Kolejne zdjęcie pierwotnego Kościoła. Łukasz nie mówi o jakiejś kłótni czy sprzeczce, ale o niemałym sporze. Spór jest na tyle gwałtowny, że zapada decyzja, by Paweł i Barnaba, a także kilku innym, pewnie ich adwersarzy, udali się do Jerozolimy, aby tam zadecydowano.
To początek Kościoła. W pierwszych gminach, kiedy wszystko jeszcze było świeże i było mnóstwo świadków, którzy znali Jezusa za jego życia, którzy znali prawdę o Jego męce i zmartwychwstaniu, wcale nie było idealnie i łatwo, jak niektórzy sobie wyobrażają.

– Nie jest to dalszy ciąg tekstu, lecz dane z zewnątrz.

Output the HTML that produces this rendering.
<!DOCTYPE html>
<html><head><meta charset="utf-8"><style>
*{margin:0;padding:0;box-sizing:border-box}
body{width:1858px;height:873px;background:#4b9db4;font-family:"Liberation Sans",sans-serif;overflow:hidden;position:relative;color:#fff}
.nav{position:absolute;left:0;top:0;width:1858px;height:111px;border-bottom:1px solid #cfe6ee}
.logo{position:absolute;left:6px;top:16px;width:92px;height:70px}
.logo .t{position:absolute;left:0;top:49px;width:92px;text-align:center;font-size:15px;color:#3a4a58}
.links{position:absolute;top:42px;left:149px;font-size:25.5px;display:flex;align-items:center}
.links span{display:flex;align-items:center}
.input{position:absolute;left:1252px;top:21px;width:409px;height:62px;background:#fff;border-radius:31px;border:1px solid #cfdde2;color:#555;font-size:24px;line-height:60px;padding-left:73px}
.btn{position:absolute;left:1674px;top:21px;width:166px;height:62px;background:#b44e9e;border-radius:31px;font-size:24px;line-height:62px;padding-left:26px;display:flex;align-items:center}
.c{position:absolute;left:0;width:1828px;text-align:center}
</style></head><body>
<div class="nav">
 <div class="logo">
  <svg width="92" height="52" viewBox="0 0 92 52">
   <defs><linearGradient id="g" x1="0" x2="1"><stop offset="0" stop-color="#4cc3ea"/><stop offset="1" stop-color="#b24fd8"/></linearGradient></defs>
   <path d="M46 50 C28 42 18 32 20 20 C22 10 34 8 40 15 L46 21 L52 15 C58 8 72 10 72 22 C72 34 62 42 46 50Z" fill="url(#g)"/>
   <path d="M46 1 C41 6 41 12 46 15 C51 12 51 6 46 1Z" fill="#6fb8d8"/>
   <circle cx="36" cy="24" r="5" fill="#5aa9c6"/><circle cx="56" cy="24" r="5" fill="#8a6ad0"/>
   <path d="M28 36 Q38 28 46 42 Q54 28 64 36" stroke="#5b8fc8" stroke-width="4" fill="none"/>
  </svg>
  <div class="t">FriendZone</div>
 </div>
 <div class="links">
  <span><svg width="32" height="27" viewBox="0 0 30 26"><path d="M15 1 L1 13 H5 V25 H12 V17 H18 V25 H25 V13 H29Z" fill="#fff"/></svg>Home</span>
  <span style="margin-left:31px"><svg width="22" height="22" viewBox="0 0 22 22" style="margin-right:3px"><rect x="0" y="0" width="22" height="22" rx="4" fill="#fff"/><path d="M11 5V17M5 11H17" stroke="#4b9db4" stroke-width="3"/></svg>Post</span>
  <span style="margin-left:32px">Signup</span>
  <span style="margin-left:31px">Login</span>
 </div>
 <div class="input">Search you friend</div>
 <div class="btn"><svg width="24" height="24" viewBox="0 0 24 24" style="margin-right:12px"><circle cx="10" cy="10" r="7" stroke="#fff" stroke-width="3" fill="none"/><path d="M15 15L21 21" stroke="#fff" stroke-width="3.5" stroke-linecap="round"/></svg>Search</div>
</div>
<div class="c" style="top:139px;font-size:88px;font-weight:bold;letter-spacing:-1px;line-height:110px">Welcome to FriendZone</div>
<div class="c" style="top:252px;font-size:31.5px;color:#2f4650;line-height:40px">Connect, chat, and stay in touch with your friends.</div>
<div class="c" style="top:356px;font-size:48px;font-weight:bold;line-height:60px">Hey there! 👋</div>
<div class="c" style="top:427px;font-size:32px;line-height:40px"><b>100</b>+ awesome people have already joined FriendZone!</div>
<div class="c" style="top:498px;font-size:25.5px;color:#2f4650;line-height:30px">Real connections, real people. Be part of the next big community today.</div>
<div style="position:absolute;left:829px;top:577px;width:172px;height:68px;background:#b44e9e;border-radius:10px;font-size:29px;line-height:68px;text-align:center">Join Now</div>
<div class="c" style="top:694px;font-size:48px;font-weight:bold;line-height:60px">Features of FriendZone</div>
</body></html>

Kościół ze swojej natury jest żywą wspólnotą i stąd nie ma możliwości, by nie było w nim napięć, trudności i konfliktów. Ważne jest to, by nie udawać, że konflikty nie istnieją. Ważne jest to, by wiedzieć, jak sobie z nimi radzić, by znaleźć rozwiązanie.
Ci pierwsi chrześcijanie mają świadomość bycia latoroślami wszczepionymi w jeden pień, czują się zjednoczeni z winnym krzewem - Chrystusem. Nie wątpię w dobrą wolę jednych i drugich. Ale to nie oznacza, że da się uniknąć konfliktów.

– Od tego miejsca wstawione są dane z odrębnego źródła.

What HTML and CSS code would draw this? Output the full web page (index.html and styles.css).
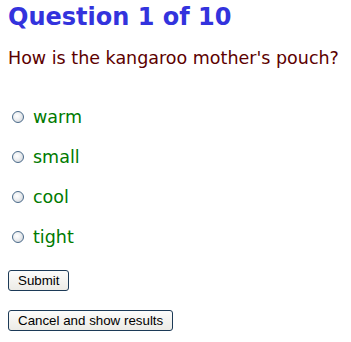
FILE: index.html
```html
<!DOCTYPE html>
<html>
<head>
<meta charset="utf-8">
<link rel="stylesheet" href="styles.css">
</head>
<body>
<div class="quiz">
  <h1 class="title">Question 1 of 10</h1>
  <p class="question">How is the kangaroo mother's pouch?</p>
  <div class="options">
    <label class="option"><span class="radio"></span><span class="opt-text">warm</span></label>
    <label class="option"><span class="radio"></span><span class="opt-text">small</span></label>
    <label class="option"><span class="radio"></span><span class="opt-text">cool</span></label>
    <label class="option"><span class="radio"></span><span class="opt-text">tight</span></label>
  </div>
  <div class="buttons">
    <button class="btn">Submit</button>
    <button class="btn">Cancel and show results</button>
  </div>
</div>
</body>
</html>
```
FILE: styles.css
```css
html, body {
  margin: 0;
  padding: 0;
  background: #ffffff;
}
.quiz {
  padding: 0 8px;
  font-family: "DejaVu Sans", Verdana, sans-serif;
}
.title {
  margin: 0;
  padding-top: 3px;
  font-size: 24px;
  line-height: 29px;
  font-weight: bold;
  color: #3333dd;
}
.question {
  margin: 16px 0 0 0;
  font-size: 17.5px;
  line-height: 20px;
  color: #5c0000;
}
.options {
  display: flex;
  flex-direction: column;
  gap: 20px;
  margin-top: 39px;
}
.option {
  display: flex;
  align-items: center;
  gap: 9px;
  height: 20px;
  padding-left: 4px;
}
.radio {
  width: 10px;
  height: 10px;
  border-radius: 50%;
  border: 1px solid #4a6a8a;
  background: radial-gradient(circle at 40% 40%, #ffffff 0%, #eef0f2 40%, #c8ccd2 100%);
  box-sizing: content-box;
}
.opt-text {
  font-size: 17.5px;
  line-height: 20px;
  color: #007a00;
}
.buttons {
  display: flex;
  flex-direction: column;
  align-items: flex-start;
  gap: 19px;
  margin-top: 23px;
}
.btn {
  font-family: "Liberation Sans", Arial, sans-serif;
  font-size: 13.33px;
  line-height: 15px;
  padding: 2px 9px 2px 9px;
  height: 21px;
  border: 1px solid #1c3a57;
  border-radius: 3px;
  background: linear-gradient(#fcfcfb, #ecebe6);
  color: #000;
}
```
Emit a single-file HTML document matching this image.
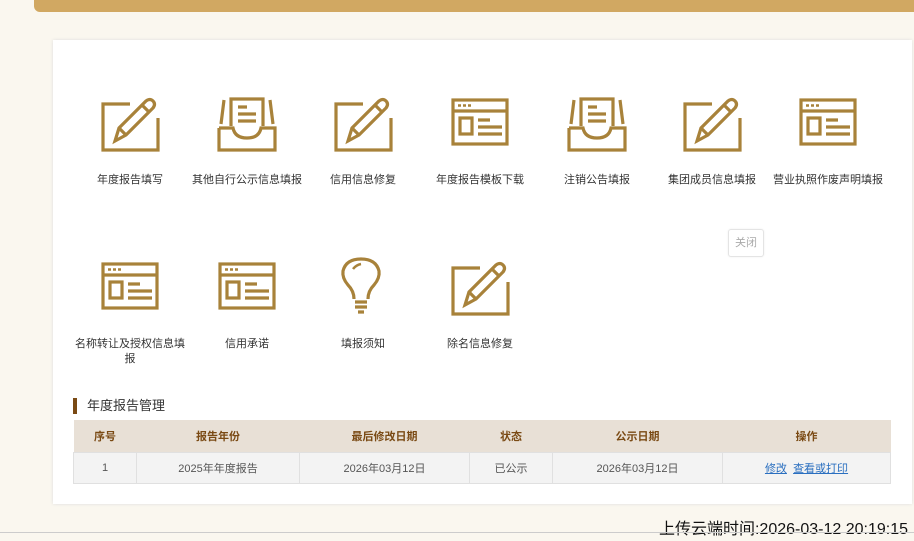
<!DOCTYPE html>
<html><head><meta charset="utf-8"><style>
*{margin:0;padding:0;box-sizing:border-box}
body{width:914px;height:541px;background:#faf7ef;font-family:"Liberation Sans","Noto Sans CJK SC",sans-serif;position:relative;overflow:hidden}
.top{position:absolute;left:34px;top:0;width:880px;height:12px;background:#d1a862;border-bottom-left-radius:6px}
.panel{position:absolute;left:53px;top:40px;width:859px;height:464px;background:#fff;box-shadow:0 0 3px #ddd}
.it{position:absolute;width:116px;text-align:center;font-size:11px;color:#333;line-height:15px}
.it svg{display:block;margin:0 auto 19px}
.close{position:absolute;left:728px;top:229px;width:36px;height:28px;border:1px solid #e4e4e4;border-radius:3px;font-size:11px;color:#aaa;text-align:center;line-height:26px;box-shadow:0 0 2px #eee}
.ttl{position:absolute;left:73px;top:398px;font-size:13px;color:#333;line-height:16px;padding-left:10px;border-left:4px solid #7a4a14}
table{position:absolute;left:73px;top:420px;width:818px;border-collapse:collapse;font-size:11px}
th{background:#e8e0d6;color:#7a4a14;height:32px;font-weight:bold}
td{background:#f3f3f3;color:#555;height:31px;text-align:center;border:1px solid #e0e0e0}
a{color:#2a6fc0}
.ft{position:absolute;right:6px;top:515px;font-size:16px;color:#111}
.ln{position:absolute;left:0;top:532px;width:914px;height:1px;background:#ccc}
</style></head><body>
<div class="top"></div>
<div class="panel"></div>
<svg width="0" height="0" style="position:absolute"><defs>
<g id="pen" fill="none" stroke="#a8823a" stroke-width="3.2"><path d="M30 8H3V54H58V22"/><path d="M15 45L19 32L46 5Q50 2 53 5Q56 8 53 12L26 39Z"/><path d="M19 32L26 39M42 9L49 16"/></g>
<g id="box" fill="none" stroke="#a8823a" stroke-width="3.2"><path d="M2 32V54H58V32H44Q42 42 30 42Q18 42 16 32H2"/><path d="M7 4L4 28M53 4L56 28"/><path d="M14 30V3H46V30"/><path d="M21 11H30M21 18H39M21 25H39"/></g>
<g id="win" fill="none" stroke="#a8823a" stroke-width="3.2"><rect x="3" y="4" width="54" height="44"/><path d="M3 15H57"/><path d="M8 9.5H11M13 9.5H16M18 9.5H21" stroke-width="2.5"/><rect x="10" y="22" width="12" height="16"/><path d="M28 24H40M28 31H52M28 38H52"/></g>
<g id="bulb" fill="none" stroke="#a8823a" stroke-width="3.2"><path d="M21 42Q21 34 15 28Q9 21 10 14Q13 2 28 2Q43 2 46 14Q47 21 41 28Q35 34 35 42"/><path d="M20 12Q23 8 28 7" stroke-width="2.5"/><path d="M22 45H34M22 50H34M25 55H31"/></g>
</defs></svg>
<div class="it" style="left:72px;top:96px"><svg width="60" height="58"><use href="#pen"/></svg>年度报告填写</div>
<div class="it" style="left:189px;top:96px"><svg width="60" height="58"><use href="#box"/></svg>其他自行公示信息填报</div>
<div class="it" style="left:305px;top:96px"><svg width="60" height="58"><use href="#pen"/></svg>信用信息修复</div>
<div class="it" style="left:422px;top:96px"><svg width="60" height="58"><use href="#win"/></svg>年度报告模板下载</div>
<div class="it" style="left:539px;top:96px"><svg width="60" height="58"><use href="#box"/></svg>注销公告填报</div>
<div class="it" style="left:654px;top:96px"><svg width="60" height="58"><use href="#pen"/></svg>集团成员信息填报</div>
<div class="it" style="left:770px;top:96px"><svg width="60" height="58"><use href="#win"/></svg>营业执照作废声明填报</div>
<div class="it" style="left:72px;top:260px"><svg width="60" height="58"><use href="#win"/></svg>名称转让及授权信息填<br>报</div>
<div class="it" style="left:189px;top:260px"><svg width="60" height="58"><use href="#win"/></svg>信用承诺</div>
<div class="it" style="left:305px;top:257px"><svg width="60" height="61"><use href="#bulb"/></svg>填报须知</div>
<div class="it" style="left:422px;top:260px"><svg width="60" height="58"><use href="#pen"/></svg>除名信息修复</div>
<div class="close">关闭</div>
<div class="ttl">年度报告管理</div>
<table><tr><th style="width:63px">序号</th><th style="width:163px">报告年份</th><th style="width:170px">最后修改日期</th><th style="width:83px">状态</th><th style="width:170px">公示日期</th><th>操作</th></tr>
<tr><td>1</td><td>2025年年度报告</td><td>2026年03月12日</td><td>已公示</td><td>2026年03月12日</td><td><a href="#">修改</a>&nbsp; <a href="#">查看或打印</a></td></tr></table>
<div class="ft">上传云端时间:2026-03-12 20:19:15</div>
<div class="ln"></div>
</body></html>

Właśnie przez tę dobrą wolę jednych i drugich wspólnota, która stanęła wobec problemu i się skonfliktowała, postanawia poszukać rozwiązania, zasięgnąć opinii apostołów, poszerzyć krąg dialogu, poszukać więcej światła dla zaistniałej sytuacji. Stąd podróż do Jerozolimy.
Nikt nikogo nie potępia i nie odrzuca. Dialog jest możliwy, bo jest dobra wola, mimo różnicy zdań i stanowisk.
1. Jak rozwiązuje konflikty? Czy nie zakładam złej woli u tych, którzy widzą inaczej?